Iceland is a clear case of a country that was able to take matters in its own hands and avoid an ongoing recession. Unlike Greece which is in a continuous state of crisis, Iceland was able to rebound because it has maintained it independence just by staying out of the European Union.
In a recent interview on Politico.eu the Icelandic primeminister Sigmundur Davíð Gunnlaugsson said: “I am pretty sure our recovery couldn’t have happened if we had been part of the EU”. Gunnlaugson believes that his country could have become bankrupt if all the debt was in the euro currency and if they had followed the examples of Ireland and Greece which opted to take on the bad debts of the banking sector.

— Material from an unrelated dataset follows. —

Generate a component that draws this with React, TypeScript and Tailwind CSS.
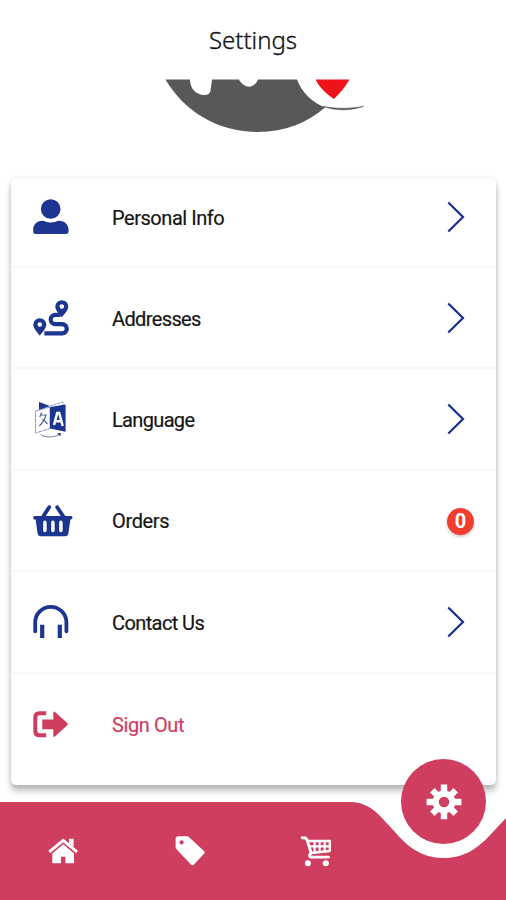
import React from 'react';
import clsx from 'clsx';

interface MenuItem {
    label: string;
    icon: React.ReactNode;
    tracking: string;
    badge?: number;
    danger?: boolean;
}

const UserIcon = () => (
    <svg viewBox="0 0 40 40" className="w-10 h-10" fill="#1c3590">
        <circle cx="19.7" cy="11" r="9.8" />
        <path d="M11.5 22.8C13.5 22.8 15.5 24.6 19.7 24.6S26 22.8 28 22.8C34 22.8 37.5 27 37.5 31.5V33.5Q37.5 36 34.8 36H4.8Q2.2 36 2.2 33.5V31.5C2.2 27 5.5 22.8 11.5 22.8Z" />
    </svg>
);

const RouteIcon = () => (
    <svg viewBox="0 0 40 40" className="w-10 h-10" fill="#1c3590">
        <path fillRule="evenodd" d="M8.8 20.2A6.5 6.5 0 0 1 15.3 26.6C15.3 30.3 11.4 34.5 8.8 37.7C6.2 34.5 2.3 30.3 2.3 26.6A6.5 6.5 0 0 1 8.8 20.2ZM8.8 24.2A2.3 2.3 0 1 0 8.8 28.8A2.3 2.3 0 1 0 8.8 24.2Z" />
        <path fillRule="evenodd" d="M30.8 2.2A6.5 6.5 0 0 1 37.3 8.6C37.3 12.3 33.4 16.3 30.8 19.2C28.2 16.3 24.3 12.3 24.3 8.6A6.5 6.5 0 0 1 30.8 2.2ZM30.8 6.2A2.3 2.3 0 1 0 30.8 10.8A2.3 2.3 0 1 0 30.8 6.2Z" />
        <path d="M29.5 16.9H24.3A4.6 4.6 0 0 0 24.3 26.1H31.2A4.6 4.6 0 0 1 31.2 35.3H13.4" fill="none" stroke="#1c3590" strokeWidth="4.2" />
    </svg>
);

const LanguageIcon = () => (
    <svg viewBox="0 0 40 40" className="w-10 h-10" fill="none" stroke="#6f7fae" strokeWidth="0.8">
        <path d="M8 2L19 6L8 10Z" fill="#1c3590" stroke="none" />
        <path d="M19 6L32 2V6" strokeDasharray="3 0.8" />
        <path d="M4.5 11L19 7V28.5L4.5 33Z" fill="#fff" strokeDasharray="5 0.6" />
        <path d="M19 7L34.6 4.5V31.8L19 28.5Z" fill="#1c3590" stroke="none" />
        <path d="M23 25L26.2 13H28.2L31.7 26M24.5 21.2H30.3" stroke="#fff" strokeWidth="2.5" />
        <path d="M10.5 12.5L8.8 17M9.8 15H15C13.5 20 11 23.5 8.3 26M11.5 18.8L16.5 24" stroke="#53659d" strokeWidth="1.2" />
        <path d="M9.5 34.5C13 37.3 22 38 28 34.8M29.3 33.2V36M26.3 34H29.3" strokeWidth="1" />
        <path d="M26.5 33.3L29.5 33L28.8 35.7Z" fill="#1c3590" stroke="none" />
    </svg>
);

const BasketIcon = () => (
    <svg viewBox="0 0 42 40" className="w-[42px] h-10">
        <path d="M18.2 6.2L11.5 16.5M26.2 6.2L33 16.5" fill="none" stroke="#1c3590" strokeWidth="3.8" strokeLinecap="round" />
        <path d="M3.8 15H40Q41.5 15 41.5 16.6T40 18.6H39.4L37.4 32.2Q36.9 35.2 34.3 35.2H9.7Q7.1 35.2 6.6 32.2L4.6 18.6H3.8Q2.2 18.6 2.2 16.7T3.8 15Z" fill="#1c3590" />
        <path d="M13.9 21.3V29.6M21.9 21.3V29.6M29.9 21.3V29.6" stroke="#fff" strokeWidth="3.5" strokeLinecap="round" />
    </svg>
);

const HeadphonesIcon = () => (
    <svg viewBox="0 0 40 40" className="w-10 h-10" fill="none" stroke="#1c3590" strokeWidth="3.8">
        <path d="M4.2 29.3V20.4A15.6 15.6 0 0 1 35.4 20.4V29.3" strokeLinecap="round" />
        <path d="M11.2 22.7V36M28.8 22.7V36" strokeWidth="4.2" />
    </svg>
);

const SignOutIcon = () => (
    <svg viewBox="0 0 40 40" className="w-10 h-10" fill="#cf3e5e">
        <path d="M15.2 8.3H8.5Q4.3 8.3 4.3 12.5V26Q4.3 30.3 8.5 30.3H15.2" fill="none" stroke="#cf3e5e" strokeWidth="4" />
        <path d="M11.3 14.6H22.3V7.7Q22.5 5.9 24 7L36.3 18.1Q37.3 19.2 36.3 20.3L24 31.5Q22.5 32.5 22.3 30.9V24.2H11.3Z" />
    </svg>
);

const HomeIcon = () => (
    <svg viewBox="0 0 32 32" className="w-8 h-8" fill="#fff">
        <path d="M22 3.7H26.6V12L22 8Z" />
        <path d="M2.2 16.9L16.2 5.4L30 16.9" fill="none" stroke="#fff" strokeWidth="3.1" />
        <path d="M16.2 9.3L27 18.4V28.2H18.4V21.8H14V28.2H5.3V18.4Z" />
    </svg>
);

const TagIcon = () => (
    <svg viewBox="0 0 32 32" className="w-8 h-8" fill="#fff">
        <path fillRule="evenodd" d="M4.3 1.3H12.8Q14.3 1.3 15.4 2.4L30.2 16.2Q31.4 17.4 30.2 18.6L19.7 29.7Q18.4 30.8 17.2 29.7L2.8 14.4Q1.6 13.2 1.6 11.7V4Q1.6 1.3 4.3 1.3ZM7.6 5.3A2.1 2.1 0 1 0 7.6 9.5A2.1 2.1 0 1 0 7.6 5.3Z" />
    </svg>
);

const CartIcon = () => (
    <svg viewBox="0 0 32 32" className="w-8 h-8" fill="none" stroke="#fff">
        <path d="M2.2 2.8L5.6 3L7 4.6L11.2 18.2C9.3 19.3 8.6 22 11.5 22.1H28.4" strokeWidth="2.9" strokeLinecap="round" strokeLinejoin="round" />
        <path d="M7.5 6H29.8V16L11 18" strokeWidth="2.3" strokeLinejoin="round" />
        <path d="M9 11.4H29M14.6 6V17M19.6 6V17M24.7 6V16" strokeWidth="2.1" />
        <circle cx="7.9" cy="28.2" r="3" fill="#fff" stroke="none" />
        <circle cx="25.8" cy="28.2" r="3" fill="#fff" stroke="none" />
    </svg>
);

const GearIcon = () => (
    <svg viewBox="-18 -18 36 36" className="w-9 h-9">
        <path d="M0 -17.4V17.2M-17.4 0H17.4M-11.7 -11.7L11.7 11.7M-11.7 11.7L11.7 -11.7" stroke="#fff" strokeWidth="6.4" />
        <circle r="8.3" fill="#cf3e5e" stroke="#fff" strokeWidth="6.2" />
    </svg>
);

const Chevron = () => (
    <svg viewBox="0 0 18 32" className="w-[18px] h-8" fill="none" stroke="#1b2d8c" strokeWidth="2.2">
        <path d="M1.3 1.5L16 16L1.3 30.5" />
    </svg>
);

const items: MenuItem[] = [
    { label: 'Personal Info', icon: <UserIcon />, tracking: 'tracking-[-0.46px]' },
    { label: 'Addresses', icon: <RouteIcon />, tracking: 'tracking-[-0.62px]' },
    { label: 'Language', icon: <LanguageIcon />, tracking: 'tracking-[-0.66px]' },
    { label: 'Orders', icon: <BasketIcon />, tracking: 'tracking-[-0.35px]', badge: 0 },
    { label: 'Contact Us', icon: <HeadphonesIcon />, tracking: 'tracking-[-0.6px]' },
    { label: 'Sign Out', icon: <SignOutIcon />, tracking: 'tracking-[-0.4px]', danger: true },
];

const MenuRow: React.FC<{ item: MenuItem; first: boolean; last: boolean }> = ({ item, first, last }) => (
    <div
        className={clsx(
            'flex items-center pl-5 pr-[31px]',
            first ? 'h-[90px] pb-[10px]' : 'h-[101.4px]',
            !last && 'border-b-2 border-[#f8f8f8]'
        )}
    >
        <div className="w-[81px] shrink-0 pt-px">{item.icon}</div>
        <span
            className={clsx(
                'flex-1 text-[20px] leading-6 pt-0.5 whitespace-nowrap [-webkit-text-stroke:0.2px_currentColor]',
                item.tracking,
                item.danger ? 'text-[#cf3e5e]' : 'text-[#151515]'
            )}
        >
            {item.label}
        </span>
        {item.badge !== undefined && (
            <span className="flex items-center justify-center w-[27px] h-[27px] mt-0.5 -mr-[9px] rounded-full bg-[#f23c30] text-white text-[20px] font-bold leading-none shadow-[0_2px_3px_rgba(0,0,0,0.2)]">
                {item.badge}
            </span>
        )}
        {item.badge === undefined && !item.danger && <Chevron />}
    </div>
);

const App: React.FC = () => {
    return (
        <div className="w-[506px] h-[900px] flex flex-col bg-white overflow-hidden font-['Roboto','Open_Sans',sans-serif]">
            <header className="h-[79px] shrink-0 flex items-center justify-center">
                <h1 className="font-['Noto_Sans','Open_Sans',sans-serif] font-light text-[24px] leading-8 text-[#111] [-webkit-text-stroke:0.3px_currentColor]">Settings</h1>
            </header>

            {/* Bottom part of the logo, cut off by the header */}
            <svg viewBox="160 79 210 56" className="w-[210px] h-14 shrink-0 ml-40">
                <path d="M165.5 79.5C184 111 217 132 258 132C285 132 307 123 325 107.5C312 102 302 93 297 79.5H258C254 89 244 89 239 79.5H212L210.5 91Q209.5 95.5 203 95C195 94 190 88 190 79.5Z" fill="#58585a" />
                <path d="M323 106.3C336 111 350 111 363.5 106.3C350 109 336 109 323 106.3Z" fill="#58585a" stroke="#58585a" strokeWidth="0.6" />
                <path d="M315.5 79.5H349.5C345 87.5 340 93 334 99C326 94 320 88 315.5 79.5Z" fill="#ee1219" />
            </svg>

            <main className="mt-[43px] mx-[11px] w-[485px] h-[607px] shrink-0 bg-white rounded-[5px] shadow-[0_6px_6px_rgba(0,0,0,0.26),0_0_4px_rgba(0,0,0,0.1)]">
                {items.map((item, i) => (
                    <MenuRow key={item.label} item={item} first={i === 0} last={i === items.length - 1} />
                ))}
            </main>

            <nav className="relative mt-[17px] h-[98px] shrink-0">
                <svg viewBox="0 0 506 98" className="absolute inset-0 w-full h-full">
                    <path d="M0 0H350C363 0 373 6 382 16L394 29C407 44 421 56 443.5 56C465 56 478 46 492 31L506 16V98H0Z" fill="#cf3e5e" />
                </svg>
                <div className="relative grid grid-cols-4 h-full items-center justify-items-center">
                    <HomeIcon />
                    <TagIcon />
                    <CartIcon />
                    <div className="w-[85px] h-[85px] -mt-[99px] ml-0.5 rounded-full bg-[#cf3e5e] flex items-center justify-center">
                        <GearIcon />
                    </div>
                </div>
            </nav>
        </div>
    );
};

export default App;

At this moment in time,Iceland is enjoying a year on year growth in GDP since 2012 with its GDP growth for 2015 forecasted to reach 3.5% (according to Politico.eu). In contrast to most E.U nations and the USA, Iceland was able to bring to justice and jail the bankers responsible for inflating the banking sector to ten times the size of the Icelandic economy prior to the outbreak of the crisis in 2008. This month Iceland paid the last part of its IMF loan amounting to $2.1 billion a legacy from the banks’ accumulated debt of $85 billion which Iceland refused to pay after holding a referendum (the result of the referendum was respected unlike in Greece where the political system is controlled and blackmailed by the EU).
Unlike EU countries that do not control their currency and cannot exercise and independent monetary and economic strategy, Iceland with its own currency (the Krona) and freedom to decide on its own was able to make this remarkable turnaround.
Iceland suspended its EU bid in 2013 and withdrew its request to join this year. Gunnlaugsson considers that it is highly unlikely that Iceland will reconsider joining the European Union in the foreseeable future.